* What the task requires:
Without including the pictures, copy out every line below.

* Data section:
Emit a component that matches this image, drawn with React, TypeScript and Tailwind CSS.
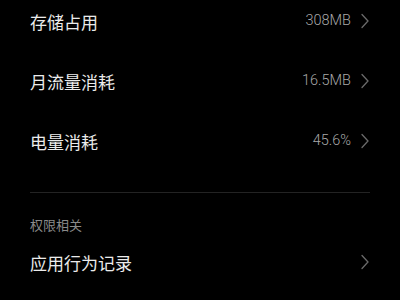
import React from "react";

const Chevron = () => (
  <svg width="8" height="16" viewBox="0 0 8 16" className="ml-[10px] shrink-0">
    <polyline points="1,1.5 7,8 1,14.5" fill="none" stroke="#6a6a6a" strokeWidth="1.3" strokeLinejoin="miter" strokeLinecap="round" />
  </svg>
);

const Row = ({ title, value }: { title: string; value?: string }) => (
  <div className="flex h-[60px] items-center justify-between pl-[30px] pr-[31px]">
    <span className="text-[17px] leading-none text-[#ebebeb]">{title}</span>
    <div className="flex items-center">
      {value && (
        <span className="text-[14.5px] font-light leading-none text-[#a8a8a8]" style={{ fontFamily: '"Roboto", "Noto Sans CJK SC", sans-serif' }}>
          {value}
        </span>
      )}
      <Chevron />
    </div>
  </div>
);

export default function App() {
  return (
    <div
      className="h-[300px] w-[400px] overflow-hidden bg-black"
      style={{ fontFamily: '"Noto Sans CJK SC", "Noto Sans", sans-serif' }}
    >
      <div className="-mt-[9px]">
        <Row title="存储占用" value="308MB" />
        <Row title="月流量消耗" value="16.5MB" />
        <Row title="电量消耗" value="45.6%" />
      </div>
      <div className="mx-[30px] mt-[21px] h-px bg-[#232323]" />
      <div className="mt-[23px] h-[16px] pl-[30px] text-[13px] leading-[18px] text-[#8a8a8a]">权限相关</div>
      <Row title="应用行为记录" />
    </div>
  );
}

* Solution to this problem:
Emit a component that matches this image, drawn with React, TypeScript and Tailwind CSS.
import React from "react";

const Chevron = () => (
  <svg width="8" height="16" viewBox="0 0 8 16" className="ml-[10px] shrink-0">
    <polyline points="1,1.5 7,8 1,14.5" fill="none" stroke="#6a6a6a" strokeWidth="1.3" strokeLinejoin="miter" strokeLinecap="round" />
  </svg>
);

const Row = ({ title, value }: { title: string; value?: string }) => (
  <div className="flex h-[60px] items-center justify-between pl-[30px] pr-[31px]">
    <span className="text-[17px] leading-none text-[#ebebeb]">{title}</span>
    <div className="flex items-center">
      {value && (
        <span className="text-[14.5px] font-light leading-none text-[#a8a8a8]" style={{ fontFamily: '"Roboto", "Noto Sans CJK SC", sans-serif' }}>
          {value}
        </span>
      )}
      <Chevron />
    </div>
  </div>
);

export default function App() {
  return (
    <div
      className="h-[300px] w-[400px] overflow-hidden bg-black"
      style={{ fontFamily: '"Noto Sans CJK SC", "Noto Sans", sans-serif' }}
    >
      <div className="-mt-[9px]">
        <Row title="存储占用" value="308MB" />
        <Row title="月流量消耗" value="16.5MB" />
        <Row title="电量消耗" value="45.6%" />
      </div>
      <div className="mx-[30px] mt-[21px] h-px bg-[#232323]" />
      <div className="mt-[23px] h-[16px] pl-[30px] text-[13px] leading-[18px] text-[#8a8a8a]">权限相关</div>
      <Row title="应用行为记录" />
    </div>
  );
}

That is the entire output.